Apparently it’s somewhat old news, but I just saw a story today that Python is About to Become 64% Faster . So performance should be even less of an issue.




Discovered that these ArUco markers can give distance and angle off but I have to create camera calibration and distortion matrices.

Luckily someone already went down this path on the Raspberry Pi, and created some great YouTubes.

My first test with a very casual calibration reported Carl was 1075mm away for an actual distance of 1 meter, so I’m encouraged to try a more careful calibration and finish the videos.

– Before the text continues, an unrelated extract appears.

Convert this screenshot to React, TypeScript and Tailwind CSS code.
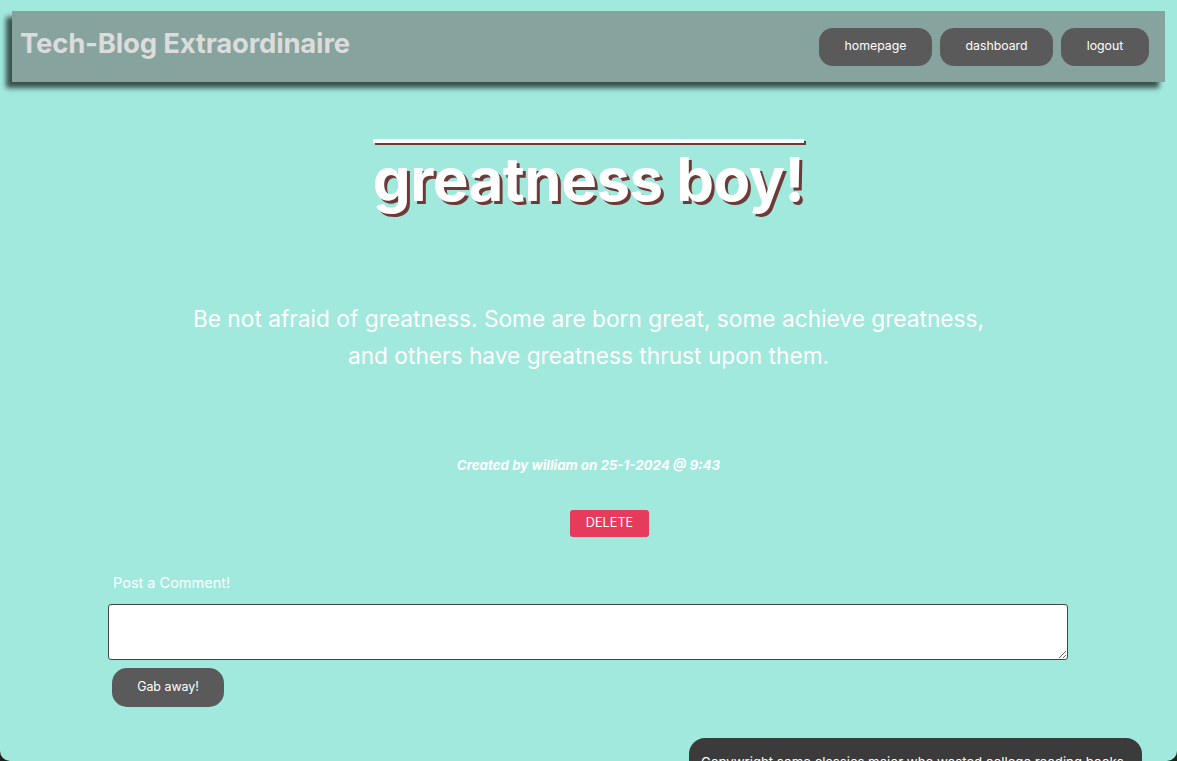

Wow - sounds very promising


The angle is the most important value I need from this and it looks to be pretty good. The DI Dist Sensor is more reliable on the distance from the dock. The two of them combined with finding the ArUco marker are going to allow Carl to line up quite well (I expect.)

This will be when Carl first sees the marker, and needs to get aligned normal to the dock:

This will be when Carl is aligned to the dock:

And this is 30 degrees off to the left of the marker 1meter from wall:


I need to convert to computing based on snapping a jpg instead of video. Carl doesn’t need real-time path planning. That will decrease the processor load nicely.

These are some shots from the calibration process:

1 Like

Makes sense, especially as you get closer. I wonder if the camera is better at longer distances. And by better I mean at least gets you in the ballpark vs. being out of range for the distance sensor.

1 Like

Exactly. The sequence is:

  • wander till battery level suggests return to dock
  • spin around till see ArUco marker (vision)
  • turn to face marker (vision)
  • calc angle between norm from marker (dock)
  • calc right angle distance to the marker normal
  • turn to face the dock normal (90 - angle, encoders)
  • drive distance to dock normal (encoders)
  • turn 90 to face dock (vision)
  • drive till DI dist sensor shows at dock approach point
  • turn 180 to face away from dock (encoders)
  • back onto dock (encoders)

Video shows PiCamera calibration start to finish and pose estimation results:


Wow. Great tutorial video. Well done.